FactorPad
Build a Better Process

Solr Cell and the Apache Tika Parser : Examples and Syntax

The Apache Tika library parses file contents for thousands of file formats.
  1. About - Understand the purpose of Solr Cell and Tika.
  2. Syntax - See Solr Cell and Tika command usage in the solrconfig.xml, curl and bin/post.
  3. Options - View options for Tika for the Extracting Request Handler.
  4. Examples - Review several common examples.
face pic by Paul Alan Davis, CFA
Updated: February 25, 2021
Our focus is on the Linux command line so these commands also work for macOS. There may be slight differences for Windows.

Outline Back Tip Next

/ factorpad.com / tech / solr / reference / solr-cell.html


An ad-free and cookie-free website.


The Solr Cell and Apache Tika Command Reference

Beginner

When building public-facing website search or private enterprise search applications, developers are often faced with vast amounts of documents in a variety of formats.

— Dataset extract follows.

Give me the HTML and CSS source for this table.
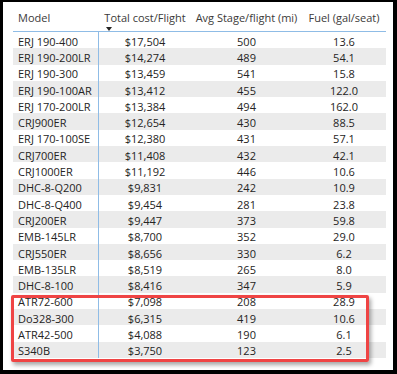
FILE: index.html
```html
<!DOCTYPE html>
<html>
<head>
<meta charset="utf-8">
<link rel="stylesheet" href="styles.css">
</head>
<body>
<div class="panel">
  <div class="table">
    <div class="hdr c1"><span>Model</span></div>
    <div class="hdr c2"><span class="sorted">Total cost/Flight<i class="arrow"></i></span></div>
    <div class="hdr c3"><span>Avg Stage/flight (mi)</span></div>
    <div class="hdr c4"><span>Fuel (gal/seat)</span></div>

    <div class="row"><div class="c1">ERJ 190-400</div><div class="c2">$17,504</div><div class="c3">500</div><div class="c4">13.6</div></div>
    <div class="row alt"><div class="c1">ERJ 190-200LR</div><div class="c2">$14,274</div><div class="c3">489</div><div class="c4">54.1</div></div>
    <div class="row"><div class="c1">ERJ 190-300</div><div class="c2">$13,459</div><div class="c3">541</div><div class="c4">15.8</div></div>
    <div class="row alt"><div class="c1">ERJ 190-100AR</div><div class="c2">$13,412</div><div class="c3">455</div><div class="c4">122.0</div></div>
    <div class="row"><div class="c1">ERJ 170-200LR</div><div class="c2">$13,384</div><div class="c3">494</div><div class="c4">162.0</div></div>
    <div class="row alt"><div class="c1">CRJ900ER</div><div class="c2">$12,654</div><div class="c3">430</div><div class="c4">88.5</div></div>
    <div class="row"><div class="c1">ERJ 170-100SE</div><div class="c2">$12,380</div><div class="c3">431</div><div class="c4">57.1</div></div>
    <div class="row alt"><div class="c1">CRJ700ER</div><div class="c2">$11,408</div><div class="c3">432</div><div class="c4">42.1</div></div>
    <div class="row"><div class="c1">CRJ1000ER</div><div class="c2">$11,192</div><div class="c3">446</div><div class="c4">10.6</div></div>
    <div class="row alt"><div class="c1">DHC-8-Q200</div><div class="c2">$9,831</div><div class="c3">242</div><div class="c4">10.9</div></div>
    <div class="row"><div class="c1">DHC-8-Q400</div><div class="c2">$9,454</div><div class="c3">281</div><div class="c4">23.8</div></div>
    <div class="row alt"><div class="c1">CRJ200ER</div><div class="c2">$9,447</div><div class="c3">373</div><div class="c4">59.8</div></div>
    <div class="row"><div class="c1">EMB-145LR</div><div class="c2">$8,700</div><div class="c3">352</div><div class="c4">29.0</div></div>
    <div class="row alt"><div class="c1">CRJ550ER</div><div class="c2">$8,656</div><div class="c3">330</div><div class="c4">6.2</div></div>
    <div class="row"><div class="c1">EMB-135LR</div><div class="c2">$8,519</div><div class="c3">265</div><div class="c4">8.0</div></div>
    <div class="row alt"><div class="c1">DHC-8-100</div><div class="c2">$8,416</div><div class="c3">347</div><div class="c4">5.9</div></div>
    <div class="row"><div class="c1">ATR72-600</div><div class="c2">$7,098</div><div class="c3">208</div><div class="c4">28.9</div></div>
    <div class="row alt"><div class="c1">Do328-300</div><div class="c2">$6,315</div><div class="c3">419</div><div class="c4">10.6</div></div>
    <div class="row"><div class="c1">ATR42-500</div><div class="c2">$4,088</div><div class="c3">190</div><div class="c4">6.1</div></div>
    <div class="row alt"><div class="c1">S340B</div><div class="c2">$3,750</div><div class="c3">123</div><div class="c4">2.5</div></div>
  </div>
  <div class="highlight"></div>
</div>
</body>
</html>
```

FILE: styles.css
```css
html, body {
  margin: 0;
  padding: 0;
  background: #000;
}
body {
  width: 397px;
  height: 374px;
  overflow: hidden;
}
.panel {
  position: relative;
  margin: 2px 4px 0 3px;
  width: 390px;
  height: 368px;
  background: #fff;
  box-sizing: border-box;
  padding-left: 10px;
  font-family: "Open Sans", sans-serif;
  font-size: 11px;
  color: #252423;
}
.table {
  display: grid;
  grid-template-columns: 86px 92px 111px 84px;
  grid-template-rows: 30px;
  grid-auto-rows: 16.3px;
  width: 373px;
}
.row {
  display: contents;
}
.row > div {
  display: flex;
  align-items: center;
  justify-content: center;
  white-space: nowrap;
  padding-top: 2px;
  box-sizing: border-box;
}
.row.alt > div {
  background: #ebebeb;
}
.row > .c1 {
  justify-content: flex-start;
  padding-left: 5px;
  border-right: 1px solid #8fbce6;
}
.hdr {
  display: flex;
  align-items: flex-start;
  justify-content: center;
  padding-top: 8px;
  box-sizing: border-box;
  border-bottom: 1px solid #8fbce6;
  white-space: nowrap;
  color: #3b3a39;
}
.hdr.c1 {
  justify-content: flex-start;
  padding-left: 5px;
}
.sorted {
  position: relative;
}
.arrow {
  position: absolute;
  left: 2px;
  top: 17px;
  width: 0;
  height: 0;
  border-left: 3.5px solid transparent;
  border-right: 3.5px solid transparent;
  border-top: 4px solid #252423;
}
.highlight {
  position: absolute;
  left: 8px;
  top: 293px;
  width: 358px;
  height: 67px;
  box-sizing: border-box;
  border: 3px solid #ef4444;
  border-radius: 2px;
  box-shadow: 2px 3px 4px rgba(0,0,0,0.35);
}
```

The Apache Solr application and its connection to Apache Tika through the Solr Cell framework offers a way to index documents regardless of file type. So binary files and plain-text files can be read, interpreted and indexed with the eventual goal of creating a useful index and search application for users.

Of course, customizations to the Solr configuration files are required. But before that, we want to see how these files will be parsed, pulling out both metadata and plain text from the files. The metadata may be useful for structured data in the Solr index and plain text may be useful for searches of unstructured document content. Either way, we need a starting point, and the Solr Cell framework offers a quick way to evaluate documents without having to learn the ins-and-outs of Apache Tika, and the language both it and Solr were written in, Java.

Apache Solr Reference

1. About Solr Cell and the Apache Tika Parser

The Apache Tika parser is capable of reading over 1,000 different file types and returning metadata information and plain text from the files. So if you post a document using the curl command, Tika will return the metadata fields and the plain text from a file by stripping out the markup and other information you don't want in a searchable index.

About metadata and Tika

Regarding metadata, or data about data. Files typically include data about the file itself. So a video file may have a metadata field that indicates the runtime of the video. An image file may have its dimensions and an HTML file may have keywords and a description. While there is no perfect standard, Apache Tika will attempt to categorize about 15 different fields. Some of the more common ones are listed below.

About plain text and Tika

With respect to stripping plain text from files, Apache Tika uses a variety of parser libraries to access text and binary files. Remember, files in PDF, XLSX, and DOC formats may be saved in binary format, so parsers need to be able to pull plain text and metadata accurately. Even plain-text formats like HTML are difficult because while many web developers write HTML documents that render well in a browser, they may not be written well technically. So Apache Tika uses a library called TagSoup to parse HTML documents.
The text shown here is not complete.